What the exercise asks. Select every line containing the word "this" from the material, and copy those lines.

Supplied material.

= = = =

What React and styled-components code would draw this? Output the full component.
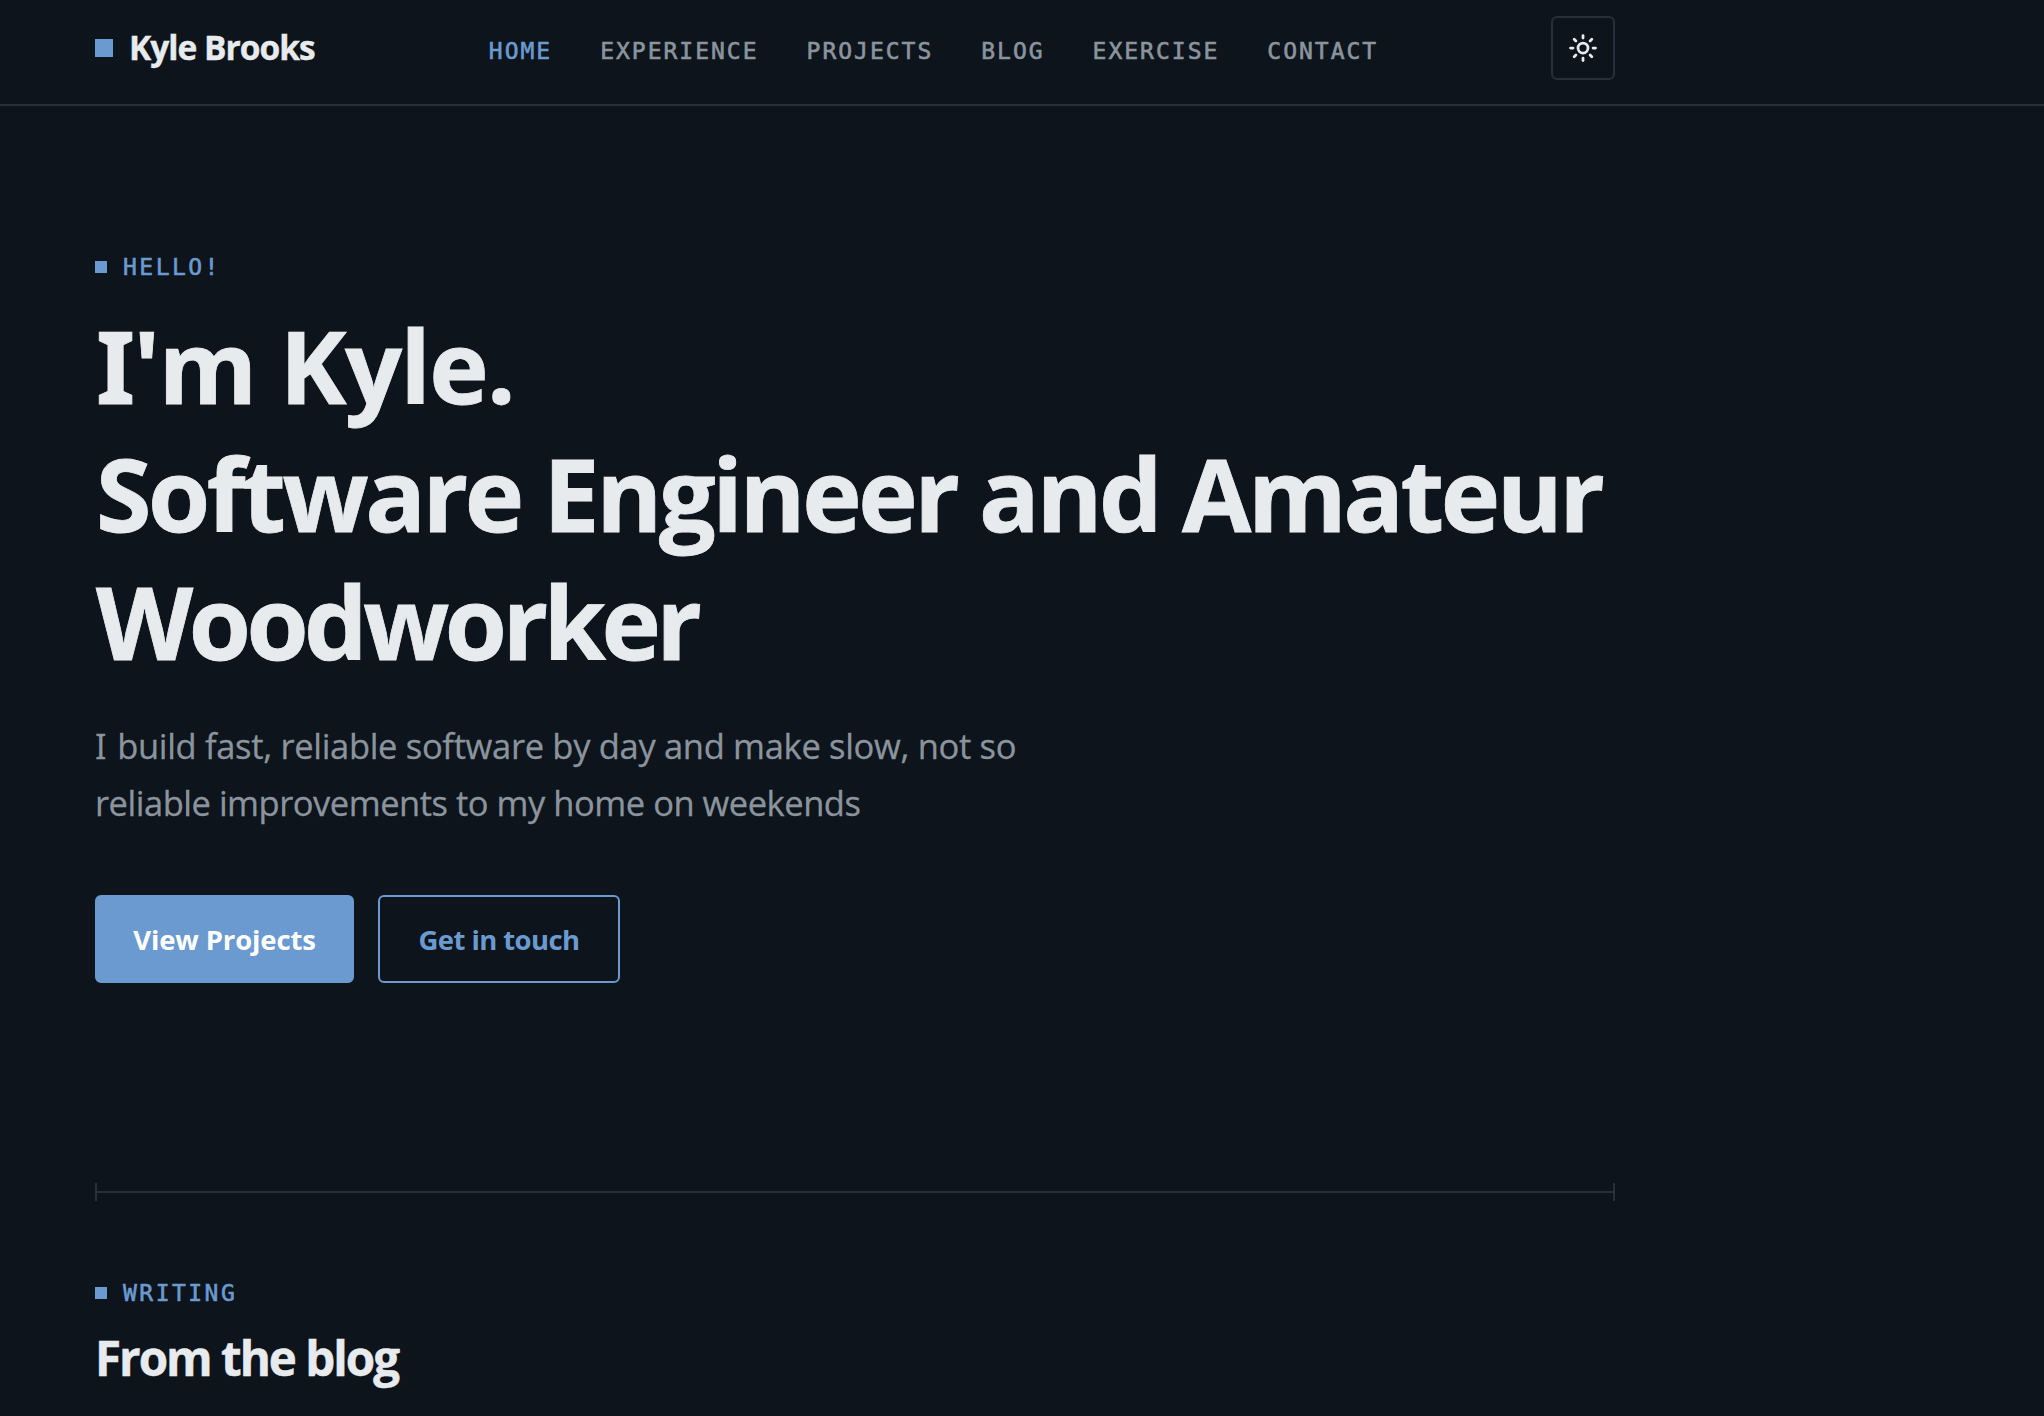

= = = =

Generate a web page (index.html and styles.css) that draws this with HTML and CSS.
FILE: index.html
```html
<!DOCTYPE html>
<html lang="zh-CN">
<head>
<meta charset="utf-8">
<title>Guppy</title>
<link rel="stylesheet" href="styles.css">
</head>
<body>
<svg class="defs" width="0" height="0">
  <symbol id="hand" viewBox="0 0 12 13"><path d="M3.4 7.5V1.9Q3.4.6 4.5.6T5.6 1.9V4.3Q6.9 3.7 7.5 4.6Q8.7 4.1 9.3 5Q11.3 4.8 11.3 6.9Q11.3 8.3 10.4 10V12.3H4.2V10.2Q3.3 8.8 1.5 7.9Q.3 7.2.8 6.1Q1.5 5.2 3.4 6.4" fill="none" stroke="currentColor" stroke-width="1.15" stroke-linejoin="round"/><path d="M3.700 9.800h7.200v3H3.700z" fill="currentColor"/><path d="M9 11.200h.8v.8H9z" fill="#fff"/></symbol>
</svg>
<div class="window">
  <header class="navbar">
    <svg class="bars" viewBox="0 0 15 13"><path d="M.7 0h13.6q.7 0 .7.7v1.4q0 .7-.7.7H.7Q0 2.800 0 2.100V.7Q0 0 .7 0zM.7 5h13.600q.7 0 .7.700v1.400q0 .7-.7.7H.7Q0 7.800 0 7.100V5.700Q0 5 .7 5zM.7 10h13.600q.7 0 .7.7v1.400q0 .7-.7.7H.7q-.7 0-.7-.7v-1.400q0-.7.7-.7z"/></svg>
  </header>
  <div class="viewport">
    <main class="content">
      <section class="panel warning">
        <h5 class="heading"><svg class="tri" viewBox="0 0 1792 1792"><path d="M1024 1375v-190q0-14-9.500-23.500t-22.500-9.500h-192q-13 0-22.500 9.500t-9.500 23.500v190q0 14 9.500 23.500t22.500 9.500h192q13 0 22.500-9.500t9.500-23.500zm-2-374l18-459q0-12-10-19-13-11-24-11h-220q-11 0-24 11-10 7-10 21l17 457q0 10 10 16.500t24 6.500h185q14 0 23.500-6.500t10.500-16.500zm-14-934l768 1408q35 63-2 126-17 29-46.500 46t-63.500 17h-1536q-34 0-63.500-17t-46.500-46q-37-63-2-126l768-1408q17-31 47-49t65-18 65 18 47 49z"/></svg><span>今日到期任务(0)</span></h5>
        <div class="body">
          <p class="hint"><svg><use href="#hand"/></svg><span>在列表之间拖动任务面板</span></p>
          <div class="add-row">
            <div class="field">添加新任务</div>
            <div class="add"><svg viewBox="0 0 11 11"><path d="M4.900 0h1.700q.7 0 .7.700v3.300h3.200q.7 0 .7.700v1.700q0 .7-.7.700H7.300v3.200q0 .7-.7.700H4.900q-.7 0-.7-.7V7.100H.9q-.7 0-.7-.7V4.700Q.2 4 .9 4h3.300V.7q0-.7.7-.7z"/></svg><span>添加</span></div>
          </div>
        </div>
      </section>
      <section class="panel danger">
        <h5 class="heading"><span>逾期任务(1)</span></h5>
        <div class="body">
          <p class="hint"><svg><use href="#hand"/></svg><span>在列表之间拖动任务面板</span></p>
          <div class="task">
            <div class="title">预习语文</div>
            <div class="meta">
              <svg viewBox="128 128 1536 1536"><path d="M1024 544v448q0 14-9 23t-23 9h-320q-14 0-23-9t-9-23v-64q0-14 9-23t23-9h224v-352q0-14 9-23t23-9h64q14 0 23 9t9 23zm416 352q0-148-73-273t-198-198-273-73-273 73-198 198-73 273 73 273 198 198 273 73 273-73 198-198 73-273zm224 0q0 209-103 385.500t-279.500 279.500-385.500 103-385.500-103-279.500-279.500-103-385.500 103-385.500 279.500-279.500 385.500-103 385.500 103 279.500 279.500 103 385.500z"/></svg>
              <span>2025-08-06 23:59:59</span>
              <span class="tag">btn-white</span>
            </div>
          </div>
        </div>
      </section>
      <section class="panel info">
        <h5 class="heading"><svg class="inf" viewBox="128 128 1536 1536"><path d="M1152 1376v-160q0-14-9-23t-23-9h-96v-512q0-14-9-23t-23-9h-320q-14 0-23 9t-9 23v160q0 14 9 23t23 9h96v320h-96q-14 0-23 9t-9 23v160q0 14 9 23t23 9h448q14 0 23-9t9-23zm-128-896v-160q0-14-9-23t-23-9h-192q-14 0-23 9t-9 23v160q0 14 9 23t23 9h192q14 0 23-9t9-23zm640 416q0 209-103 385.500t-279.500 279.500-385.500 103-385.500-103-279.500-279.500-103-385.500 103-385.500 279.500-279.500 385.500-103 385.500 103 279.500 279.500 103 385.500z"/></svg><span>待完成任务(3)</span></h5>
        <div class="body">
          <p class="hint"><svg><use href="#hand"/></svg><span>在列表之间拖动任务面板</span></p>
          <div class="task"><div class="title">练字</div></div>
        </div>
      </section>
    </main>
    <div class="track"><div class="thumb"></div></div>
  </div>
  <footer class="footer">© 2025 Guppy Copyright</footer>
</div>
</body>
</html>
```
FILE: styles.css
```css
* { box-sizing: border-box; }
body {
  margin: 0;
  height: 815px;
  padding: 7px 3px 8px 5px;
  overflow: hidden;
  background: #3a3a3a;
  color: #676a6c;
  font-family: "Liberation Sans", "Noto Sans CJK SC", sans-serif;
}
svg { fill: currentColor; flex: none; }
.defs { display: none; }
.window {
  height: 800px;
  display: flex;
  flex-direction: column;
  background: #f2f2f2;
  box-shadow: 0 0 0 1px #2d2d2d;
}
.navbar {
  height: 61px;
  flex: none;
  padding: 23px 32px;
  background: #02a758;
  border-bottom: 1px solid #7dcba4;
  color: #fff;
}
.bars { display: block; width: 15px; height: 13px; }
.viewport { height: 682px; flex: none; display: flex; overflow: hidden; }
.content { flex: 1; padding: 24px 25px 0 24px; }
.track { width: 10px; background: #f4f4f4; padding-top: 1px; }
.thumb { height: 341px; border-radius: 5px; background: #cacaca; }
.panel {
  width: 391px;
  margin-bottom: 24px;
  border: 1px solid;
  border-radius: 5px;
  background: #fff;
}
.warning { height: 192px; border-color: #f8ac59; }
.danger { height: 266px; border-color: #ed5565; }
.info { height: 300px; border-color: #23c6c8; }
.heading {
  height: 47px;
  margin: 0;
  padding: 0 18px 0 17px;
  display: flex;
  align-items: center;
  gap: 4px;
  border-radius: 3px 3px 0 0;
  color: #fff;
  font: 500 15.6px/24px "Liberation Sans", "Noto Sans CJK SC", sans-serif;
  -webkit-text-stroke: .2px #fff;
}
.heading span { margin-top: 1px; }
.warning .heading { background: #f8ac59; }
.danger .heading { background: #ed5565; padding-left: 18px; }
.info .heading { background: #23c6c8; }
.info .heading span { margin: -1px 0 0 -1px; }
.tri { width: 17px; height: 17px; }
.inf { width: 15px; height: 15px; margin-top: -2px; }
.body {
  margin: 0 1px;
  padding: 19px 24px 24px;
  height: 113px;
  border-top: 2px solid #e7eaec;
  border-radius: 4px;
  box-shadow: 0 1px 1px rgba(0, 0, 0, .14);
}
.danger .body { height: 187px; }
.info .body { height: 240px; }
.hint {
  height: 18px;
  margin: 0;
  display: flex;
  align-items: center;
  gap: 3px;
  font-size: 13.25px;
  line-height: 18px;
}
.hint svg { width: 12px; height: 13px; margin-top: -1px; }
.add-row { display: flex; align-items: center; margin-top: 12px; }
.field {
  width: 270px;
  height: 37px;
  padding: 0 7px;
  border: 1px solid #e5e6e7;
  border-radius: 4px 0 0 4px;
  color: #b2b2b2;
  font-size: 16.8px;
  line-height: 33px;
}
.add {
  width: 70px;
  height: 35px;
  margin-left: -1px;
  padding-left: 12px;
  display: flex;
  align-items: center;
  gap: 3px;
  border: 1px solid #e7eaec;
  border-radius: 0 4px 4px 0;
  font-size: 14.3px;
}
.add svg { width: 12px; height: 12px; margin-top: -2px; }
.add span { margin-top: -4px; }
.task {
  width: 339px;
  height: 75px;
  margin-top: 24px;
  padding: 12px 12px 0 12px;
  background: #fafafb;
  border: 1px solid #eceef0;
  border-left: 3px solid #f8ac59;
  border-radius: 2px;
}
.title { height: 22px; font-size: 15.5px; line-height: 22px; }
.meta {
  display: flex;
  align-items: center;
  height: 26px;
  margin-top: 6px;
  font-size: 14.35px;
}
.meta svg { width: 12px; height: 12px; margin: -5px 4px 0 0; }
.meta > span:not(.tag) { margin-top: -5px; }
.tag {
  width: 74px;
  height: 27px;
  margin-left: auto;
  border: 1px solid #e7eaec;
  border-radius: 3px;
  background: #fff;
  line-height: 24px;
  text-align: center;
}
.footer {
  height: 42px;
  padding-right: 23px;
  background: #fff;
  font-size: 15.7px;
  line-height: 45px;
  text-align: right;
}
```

= = = =

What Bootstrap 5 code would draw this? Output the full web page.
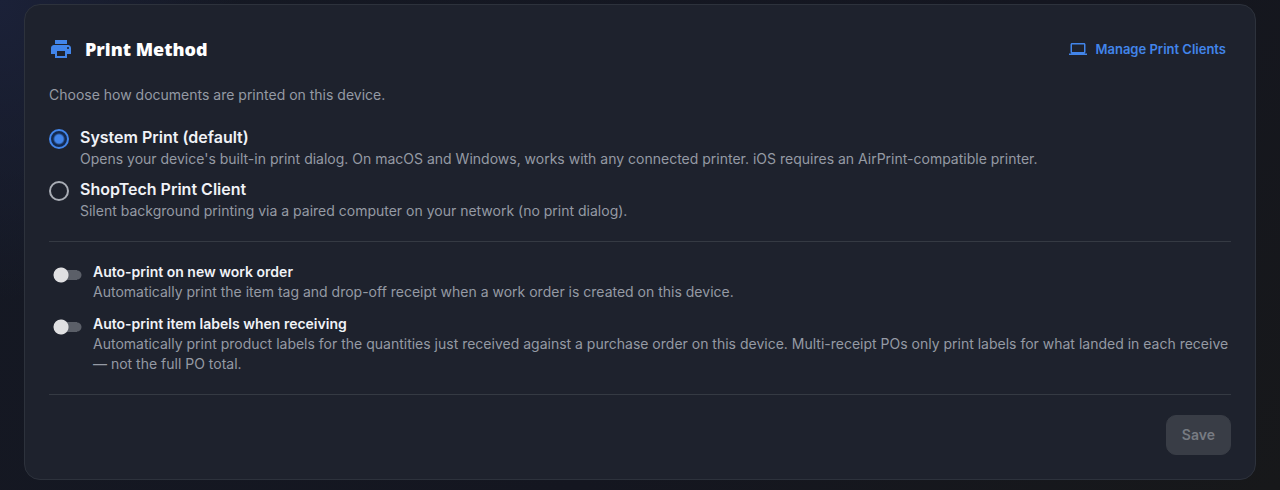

= = = =

Exercise result.
What React and styled-components code would draw this? Output the full component.
Generate a web page (index.html and styles.css) that draws this with HTML and CSS.
What Bootstrap 5 code would draw this? Output the full web page.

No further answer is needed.